SP22 Promoting tissue tolerance by targeting the interplay of autophagy and the inflammasome in septic liver failure
Project leader: Tony Bruns / Sachin Deshmuk
Doctoral candidate: Michael Rooney
Background and previous work
Cellular stress responses dose-dependently activate the autophagy pathway in order to protect the cell against various injuries. In the clinical course of sepsis, autophagy is induced within the liver only transiently and its abrogation correlates with the occurrence of septic liver injury. Inducing and/or enhancing autophagy by anthracyclin-mediated genotoxic stress prevents cell death, inflammatory responses, and organ injury in mouse models of abdominal sepsis. As key regulators of innate immune responses, the inflammasomes control the release of pro-inflammatory cytokines and alarmins, which has proven protective in some settings of infectious diseases because of recruiting immune cells to the site of infection. However, its excess activation needs to be restricted in order to avoid organ damage and improve survival. The induction of autophagy in monocytes is one critical control mechanism to limit inflammasome activation underlining the tight interplay of autophagy and the inflammasome.
Specific aims and working programme
This project aims at investigating the interplay of hepatic autophagy and inflammasome activation in a mouse model of abdominal sepsis in order to identify protective mechanisms of how low-dose stress responses contribute to tissue tolerance and organ protection.

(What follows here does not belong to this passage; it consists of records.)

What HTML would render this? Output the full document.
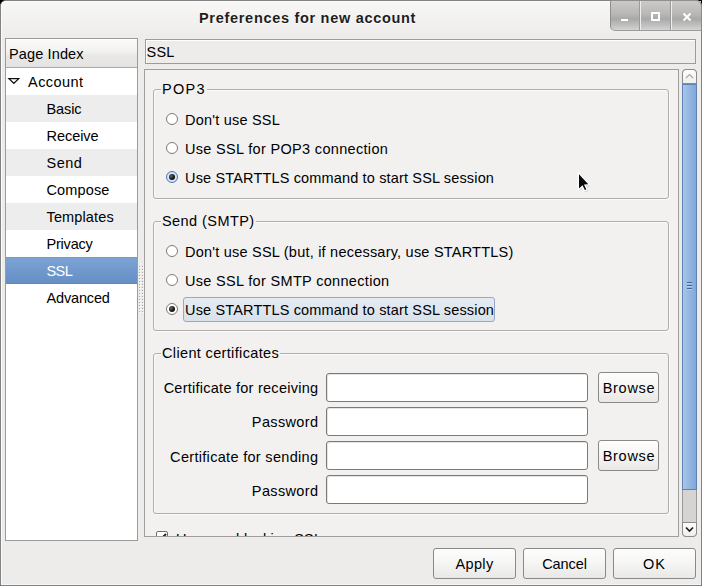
<!DOCTYPE html>
<html><head><meta charset="utf-8">
<style>
*{margin:0;padding:0;box-sizing:border-box}
html,body{width:702px;height:586px;overflow:hidden;background:#000}
body{position:relative;font-family:"Liberation Sans",sans-serif;font-size:14.5px;letter-spacing:0.13px;color:#000}
.a{position:absolute}
.t{position:absolute;white-space:nowrap;line-height:16px}
#win{left:0;top:0;width:702px;height:586px;border:1px solid #828282;border-radius:6px 6px 0 0;background:#edeceb}
#win2{left:1px;top:1px;width:700px;height:584px;border-left:1px solid #fbfbfb;border-top:1px solid #fbfbfb;border-bottom:1px solid #f6f6f6;border-radius:5px 0 0 0}
#title{left:2px;top:2px;width:698px;height:35px;background:linear-gradient(#f7f7f6,#edeceb)}
#ctl{left:610px;top:0;width:92px;height:31px;border-top:1px solid #8f8f8f;border-right:1px solid #8a8a8a;border-top-right-radius:6px;background:linear-gradient(#cbcac8 0%,#b8b7b6 45%,#a9a9a9 62%,#c2c2c1 85%,#d3d3d2 100%);border-bottom-left-radius:5px;border-bottom:1px solid #9c9c9c;border-left:1px solid #8e8e8e}
.sep{top:0;width:2px;height:29px;background:linear-gradient(90deg,#9a9a9a 50%,#eeeeee 50%)}
#tree{left:5px;top:38px;width:133px;height:503px;border:1px solid #9c9b99;background:#fff}
#hdr{left:0;top:0;width:131px;height:29px;background:linear-gradient(#fafafa 0%,#f3f3f2 40%,#e9e8e6 60%,#e4e3e1 100%);border-bottom:1px solid #a9a8a6;box-shadow:inset 0 1px 0 #fff}
.row{left:0;width:131px;height:27px}
.alt{background:#ededed}
.sel{background:linear-gradient(#7da2d5,#658fc5);color:#fff;border-top:1px solid #7399cf;border-bottom:1px solid #5f89c1}
#sslbox{left:145px;top:39px;width:551px;height:25px;border:1px solid #9c9b99;background:#edeceb;box-shadow:inset 1px 1px 0 #fff}
#vp{left:144px;top:69px;width:535px;height:468px;border:1px solid #a09f9d;background:#f2f1f0;overflow:hidden}
.frame{border:1px solid #aeadab;border-radius:3px;box-shadow:1px 1px 0 #fbfbfb, inset 1px 1px 0 #fbfbfb}
.legend{background:#f2f1f0;padding:0 1px 0 1px}
.radio{width:12px;height:12px;border-radius:50%;border:1px solid #7a7a7a;background:#fff}
.dot{left:2px;top:2px;width:6px;height:6px;border-radius:50%;background:radial-gradient(circle at 35% 35%,#666 0,#111 60%)}
.entry{border:1px solid #7b7a78;border-radius:3px;background:#fff;box-shadow:inset 1px 1px 0 #e4e4e4}
.btn{border:1px solid #8a8987;border-radius:3px;background:linear-gradient(#fdfdfd 0%,#f6f6f5 45%,#e9e8e7 100%);text-align:center}
</style></head><body>
<div id="win" class="a"></div>
<div id="win2" class="a"></div>
<div id="title" class="a"></div>
<div class="t" style="left:199px;top:10px;font-weight:bold;font-size:14.5px;letter-spacing:0.7px;color:#1e1e1e;text-shadow:0 1px 0 #fff">Preferences for new account</div>
<div id="ctl" class="a">
  <div class="a sep" style="left:28px"></div>
  <div class="a sep" style="left:59px"></div>
  <div class="a" style="left:10px;top:18px;width:7px;height:2px;background:#fff"></div>
  <div class="a" style="left:40px;top:11px;width:9px;height:9px;border:2px solid #fff"></div>
  <svg class="a" style="left:71px;top:11px" width="10" height="10" viewBox="0 0 10 10"><path d="M1.5 1.5L8.5 8.5M8.5 1.5L1.5 8.5" stroke="#fff" stroke-width="2"/></svg>
</div>

<div id="tree" class="a">
  <div id="hdr" class="a"><div class="t" style="left:3px;top:7px">Page Index</div></div>
  <div class="a row" style="top:29px"><svg class="a" style="left:1px;top:9px" width="13" height="8"><path d="M1.9 1.6H11.8L6.85 6.3Z" fill="none" stroke="#111" stroke-width="1.2"/></svg><div class="t" style="left:22px;top:6px;letter-spacing:0.46px">Account</div></div>
  <div class="a row alt" style="top:56px"><div class="t" style="left:40.5px;top:6px;letter-spacing:-0.12px">Basic</div></div>
  <div class="a row" style="top:83px"><div class="t" style="left:40.5px;top:6px;letter-spacing:-0.04px">Receive</div></div>
  <div class="a row alt" style="top:110px"><div class="t" style="left:40.5px;top:6px;letter-spacing:0.46px">Send</div></div>
  <div class="a row" style="top:137px"><div class="t" style="left:40.5px;top:6px">Compose</div></div>
  <div class="a row alt" style="top:164px"><div class="t" style="left:40.5px;top:6px">Templates</div></div>
  <div class="a row" style="top:191px"><div class="t" style="left:40.5px;top:6px;letter-spacing:-0.2px">Privacy</div></div>
  <div class="a row sel" style="top:218px"><div class="t" style="left:40.5px;top:5px;letter-spacing:-0.6px">SSL</div></div>
  <div class="a row" style="top:245px"><div class="t" style="left:40.5px;top:6px;letter-spacing:-0.16px">Advanced</div></div>
</div>

<div id="sslbox" class="a"><div class="t" style="left:0.6px;top:4px">SSL</div></div>

<div id="vp" class="a">
  <!-- POP3 frame -->
  <div class="a frame" style="left:8px;top:19px;width:516px;height:110px"></div>
  <div class="t legend" style="left:16px;top:11px;letter-spacing:1.33px">POP3</div>
  <div class="a radio" style="left:21px;top:43px"></div><div class="t" style="left:40px;top:42px;letter-spacing:0.21px">Don't use SSL</div>
  <div class="a radio" style="left:21px;top:72px"></div><div class="t" style="left:40px;top:71px;letter-spacing:0.32px">Use SSL for POP3 connection</div>
  <div class="a radio" style="left:21px;top:101px;border-color:#4a76b0;background:#d6e5fa"><div class="a dot"></div></div><div class="t" style="left:40px;top:100px;letter-spacing:0.155px">Use STARTTLS command to start SSL session</div>

  <!-- SMTP frame -->
  <div class="a frame" style="left:8px;top:151px;width:516px;height:110px"></div>
  <div class="t legend" style="left:16px;top:143px;letter-spacing:0.43px">Send (SMTP)</div>
  <div class="a radio" style="left:21px;top:175px"></div><div class="t" style="left:40px;top:174px;letter-spacing:0.22px">Don't use SSL (but, if necessary, use STARTTLS)</div>
  <div class="a radio" style="left:21px;top:204px"></div><div class="t" style="left:40px;top:203px;letter-spacing:0.32px">Use SSL for SMTP connection</div>
  <div class="a radio" style="left:21px;top:233px"><div class="a dot"></div></div>
  <div class="a" style="left:38px;top:227px;width:312px;height:25px;border:1px solid #94a9c6;background:linear-gradient(#e6ebf2,#d9e1eb);border-radius:3px"></div>
  <div class="t" style="left:40px;top:232px;letter-spacing:0.155px">Use STARTTLS command to start SSL session</div>

  <!-- Client certs -->
  <div class="a frame" style="left:8px;top:283px;width:516px;height:161px"></div>
  <div class="t legend" style="left:16px;top:275px;letter-spacing:0.35px">Client certificates</div>
  <div class="t" style="left:0;top:310px;width:173.3px;text-align:right;letter-spacing:0.255px">Certificate for receiving</div>
  <div class="a entry" style="left:181px;top:303px;width:262px;height:29px"></div>
  <div class="a btn" style="left:453px;top:302px;width:61px;height:31px"><div class="t" style="left:1px;right:0;top:7px;letter-spacing:0.73px">Browse</div></div>
  <div class="t" style="left:0;top:344px;width:173.4px;text-align:right;letter-spacing:0.36px">Password</div>
  <div class="a entry" style="left:181px;top:337px;width:262px;height:29px"></div>
  <div class="t" style="left:0;top:378.5px;width:173.3px;text-align:right;letter-spacing:0.31px">Certificate for sending</div>
  <div class="a entry" style="left:181px;top:371px;width:262px;height:29px"></div>
  <div class="a btn" style="left:453px;top:370px;width:61px;height:31px"><div class="t" style="left:1px;right:0;top:7px;letter-spacing:0.73px">Browse</div></div>
  <div class="t" style="left:0;top:413px;width:173.4px;text-align:right;letter-spacing:0.36px">Password</div>
  <div class="a entry" style="left:181px;top:405px;width:262px;height:29px"></div>

  <div class="a" style="left:11px;top:461px;width:12px;height:12px;border:1px solid #6f6f6f;border-radius:2px;background:#fff"></div>
  <svg class="a" style="left:13px;top:462px" width="10" height="10"><path d="M2 8L8 2" stroke="#222" stroke-width="2"/></svg>
  <div class="t" style="left:31px;top:461px">Use non-blocking SSL</div>
</div>

<!-- scrollbar -->
<div class="a" style="left:682px;top:69px;width:15px;height:468px;background:#d5d4d2;border:1px solid #9a9997;border-radius:4px"></div>
<div class="a" style="left:682px;top:69px;width:15px;height:15px;background:linear-gradient(#fdfdfd,#efefee);border:1px solid #8c8b89;border-radius:4px 4px 0 0"></div>
<svg class="a" style="left:685px;top:73px" width="9" height="6"><path d="M1 5L4.5 1.5L8 5" fill="none" stroke="#a8a8a8" stroke-width="1.2"/></svg>
<div class="a" style="left:682px;top:84px;width:15px;height:406px;background:linear-gradient(90deg,#a9c5ea 0%,#94b6e2 50%,#82a7d8 100%);border:1px solid #5d82b3"></div>
<div class="a" style="left:687px;top:282px;width:5px;height:1px;background:#46658e;box-shadow:0 1px 0 #b4ccec"></div>
<div class="a" style="left:687px;top:285px;width:5px;height:1px;background:#46658e;box-shadow:0 1px 0 #b4ccec"></div>
<div class="a" style="left:687px;top:288px;width:5px;height:1px;background:#46658e;box-shadow:0 1px 0 #b4ccec"></div>
<div class="a" style="left:682px;top:522px;width:15px;height:15px;background:linear-gradient(#fdfdfd,#efefee);border:1px solid #8c8b89;border-radius:0 0 4px 4px"></div>
<svg class="a" style="left:685px;top:526px" width="9" height="7"><path d="M1 1.5L4.5 5L8 1.5" fill="none" stroke="#1a1a1a" stroke-width="1.6"/></svg>

<!-- pane handle dots -->
<svg class="a" style="left:138px;top:265px" width="6" height="48"><defs><pattern id="pd" width="3" height="3" patternUnits="userSpaceOnUse"><rect x="1" y="1" width="1" height="1" fill="#a9a8a6"/><rect x="2" y="2" width="1" height="1" fill="#ffffff"/></pattern></defs><rect width="6" height="48" fill="url(#pd)"/></svg>

<div class="a btn" style="left:433px;top:548px;width:83px;height:31px"><div class="t" style="left:0;right:0;top:7px;letter-spacing:0.38px">Apply</div></div>
<div class="a btn" style="left:523px;top:548px;width:83px;height:31px"><div class="t" style="left:0;right:0;top:7px;letter-spacing:-0.07px">Cancel</div></div>
<div class="a btn" style="left:613px;top:548px;width:83px;height:31px"><div class="t" style="left:0;right:0;top:7px;letter-spacing:1.13px">OK</div></div>
<!-- mouse cursor -->
<svg class="a" style="left:570px;top:165px" width="30" height="30" viewBox="570 165 30 30"><path d="M579 174.3L579 188.6L582.5 185.3L584.9 190L586.3 189.4L584 184.6L588.3 184.3Z" fill="#bbb" stroke="#bbb" stroke-width="2.4" stroke-linejoin="round" transform="translate(0.8,0.9)" opacity="0.5"/><path d="M579 174.3L579 188.6L582.5 185.3L584.9 190L586.3 189.4L584 184.6L588.3 184.3Z" fill="#0a0a0a" stroke="#fff" stroke-width="2.4" stroke-linejoin="miter" stroke-miterlimit="3" paint-order="stroke"/></svg>
</body></html>
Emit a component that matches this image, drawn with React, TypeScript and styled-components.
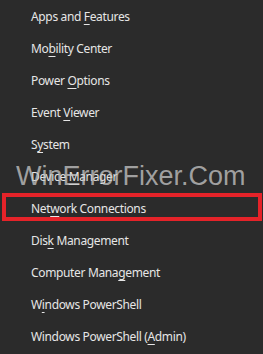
import React from "react";
import styled, { createGlobalStyle } from "styled-components";

const Global = createGlobalStyle`
  html, body { margin: 0; padding: 0; background: #2b2b2b; }
  #root { width: 263px; height: 354px; }
`;

const Menu = styled.div`
  position: relative;
  width: 263px;
  height: 354px;
  background: #2b2b2b;
  display: flex;
  flex-direction: column;
  overflow: hidden;
`;

const Row = styled.div`
  position: relative;
  height: 32px;
  display: flex;
  align-items: center;
  padding-left: 31px;
`;

const Label = styled.span`
  font-family: "Noto Sans", "Open Sans", sans-serif;
  font-size: 12px;
  letter-spacing: -0.35px;
  color: #e6e6e6;
  white-space: pre;
`;

const Key = styled.span`
  text-decoration: underline;
  text-decoration-thickness: 1px;
  text-underline-offset: 3px;
`;

const Highlight = styled.div`
  position: absolute;
  left: 2px;
  top: 1px;
  width: 260px;
  height: 28px;
  box-sizing: border-box;
  border: 4px solid #e52329;
  pointer-events: none;
`;

const Watermark = styled.div`
  position: absolute;
  left: 16px;
  top: 163px;
  font-family: "Liberation Sans", Arial, sans-serif;
  font-size: 27px;
  line-height: 27px;
  color: rgba(200, 200, 200, 0.75);
  white-space: nowrap;
  pointer-events: none;
`;

type Item = { pre: string; key: string; post: string; highlight?: boolean };

const items: Item[] = [
  { pre: "Apps and ", key: "F", post: "eatures" },
  { pre: "Mo", key: "b", post: "ility Center" },
  { pre: "Power ", key: "O", post: "ptions" },
  { pre: "Event ", key: "V", post: "iewer" },
  { pre: "S", key: "y", post: "stem" },
  { pre: "Device ", key: "M", post: "anager" },
  { pre: "Net", key: "w", post: "ork Connections", highlight: true },
  { pre: "Dis", key: "k", post: " Management" },
  { pre: "Computer Mana", key: "g", post: "ement" },
  { pre: "W", key: "i", post: "ndows PowerShell" },
  { pre: "Windows PowerShell (", key: "A", post: "dmin)" },
];

export default function App() {
  return (
    <>
      <Global />
      <Menu>
        {items.map((it) => (
          <Row key={it.pre + it.post}>
            <Label>
              {it.pre}
              <Key>{it.key}</Key>
              {it.post}
            </Label>
            {it.highlight && <Highlight />}
          </Row>
        ))}
        <Watermark>WinErrorFixer.Com</Watermark>
      </Menu>
    </>
  );
}
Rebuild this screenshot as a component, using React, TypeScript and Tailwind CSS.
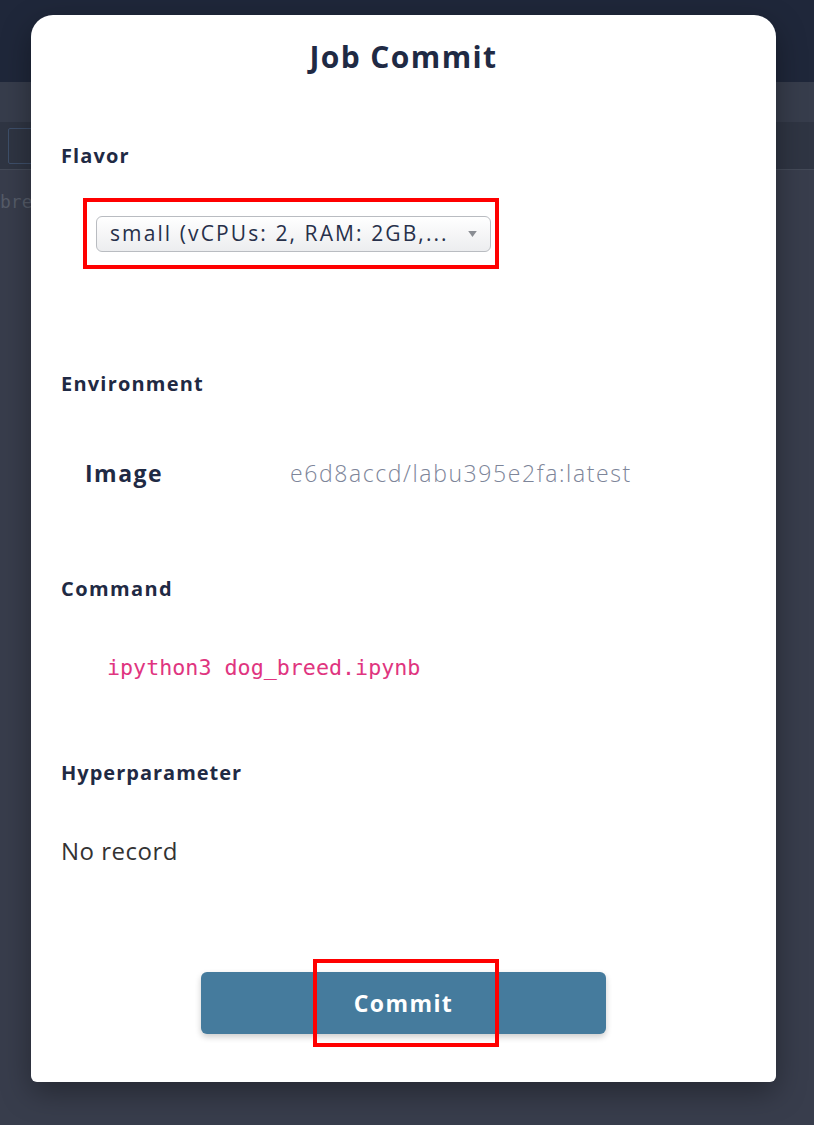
import React from "react";

export default function App() {
  return (
    <div className="relative w-[814px] h-[1125px] overflow-hidden bg-[#383e4d]" style={{ fontFamily: '"Open Sans", "Noto Sans", sans-serif' }}>
      {/* background page */}
      <div className="absolute inset-0 flex flex-col">
        <div className="h-[82px] bg-[#1f273a]" />
        <div className="h-[40px] bg-[#373d4c]" />
        <div className="h-[48px] bg-[#2f3543] border-b border-[#444a58] flex items-center px-[8px]">
          <div className="w-[40px] h-[36px] border border-[#3e4f6a] rounded-[2px] flex items-center justify-end pr-[6px] text-[#5c6474] text-[14px]">≡</div>
        </div>
        <div className="flex-1 bg-[#383d4c] pt-[18px] text-[#555b68] text-[18px]" style={{ fontFamily: '"DejaVu Sans Mono", monospace' }}>
          <span>bre</span>
        </div>
      </div>

      {/* modal */}
      <div className="absolute left-[31px] top-[15px] w-[745px] h-[1067px] bg-white rounded-t-[22px] rounded-b-[6px] shadow-[0_10px_30px_rgba(0,0,0,0.35)] flex flex-col">
        <h1 className="text-center text-[30px] font-bold text-[#1f2a44] pt-[22px] leading-[40px] tracking-[1.4px]">Job Commit</h1>

        <div className="pl-[30px] pt-[66px]">
          <div className="text-[20px] font-bold text-[#1f2a44] leading-[26px] tracking-[1.1px]">Flavor</div>
          <div className="mt-[29px] ml-[22px] w-[416px] h-[71px] border-[4px] border-[#ff0000] pt-[14px] pl-[9px]">
            <div className="w-[395px] h-[36px] rounded-[6px] border border-[#b9bcc1] bg-gradient-to-b from-white to-[#ecedef] flex items-center pl-[13px] pr-[13px] justify-between">
              <span className="text-[21px] text-[#27304a] whitespace-nowrap tracking-[2.1px]">small (vCPUs: 2, RAM: 2GB,...</span>
              <svg width="9" height="6" viewBox="0 0 10 7"><path d="M0 0 L10 0 L5 7 Z" fill="#8a8d93" /></svg>
            </div>
          </div>

          <div className="mt-[102px] text-[20px] font-bold text-[#1f2a44] leading-[26px] tracking-[1.2px]">Environment</div>
          <div className="mt-[60px] flex items-center leading-[32px]">
            <span className="ml-[24px] w-[205px] text-[23px] font-bold text-[#1f2a44] tracking-[1.5px]">Image</span>
            <span className="text-[23px] font-light text-[#7d8599] tracking-[1.6px]">e6d8accd/labu395e2fa:latest</span>
          </div>

          <div className="mt-[87px] text-[20px] font-bold text-[#1f2a44] leading-[26px] tracking-[1.4px]">Command</div>
          <div className="mt-[52px] ml-[46px] text-[21.7px] text-[#e0357f] leading-[28px]" style={{ fontFamily: '"DejaVu Sans Mono", "Liberation Mono", monospace' }}>ipython3 dog_breed.ipynb</div>

          <div className="mt-[78px] text-[20px] font-bold text-[#1f2a44] leading-[26px] tracking-[1px]">Hyperparameter</div>
          <div className="mt-[49px] text-[24px] text-[#333] leading-[32px] tracking-[0.5px]">No record</div>
        </div>

        <div className="mt-[105px] flex justify-center">
          <div className="relative">
            <button className="w-[405px] h-[62px] bg-[#457b9d] rounded-[6px] text-white text-[23px] font-bold tracking-[1.4px] shadow-[0_3px_6px_rgba(0,0,0,0.2)]">Commit</button>
            <div className="absolute left-[112px] top-[-13px] w-[186px] h-[88px] border-[4px] border-[#ff0000]" />
          </div>
        </div>
      </div>
    </div>
  );
}
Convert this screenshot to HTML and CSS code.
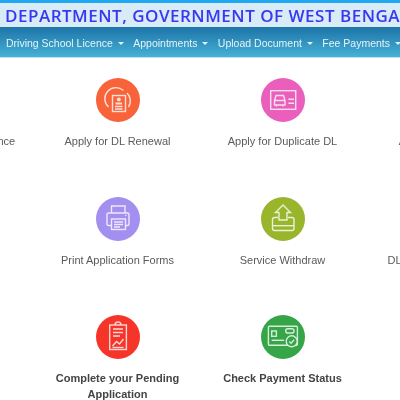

We hypothesise that the induction of autophagy by genotoxic stress limits hepatic NLRP3 and AIM2 inflammasome activation through phagosomal engulfment of inflammasome components thereby mitigating septic liver injury in a model of peritoneal contamination and infection (PCI). We will assess the dose-dependent efficacy of epirubicine prophylaxis on preventing liver damage and assess the liver for DNA damage responses, evidence for autophagy and its co-localization with NLRP3 and AIM2 inflammasome components. To investigate whether stress-induced resistance to organ damage is mediated via engulfment of the NLRP3 inflammasome, we will also study the effects in NLRP3-/- knockout mice treated with PBS or epirubicine prior to the induction of sepsis.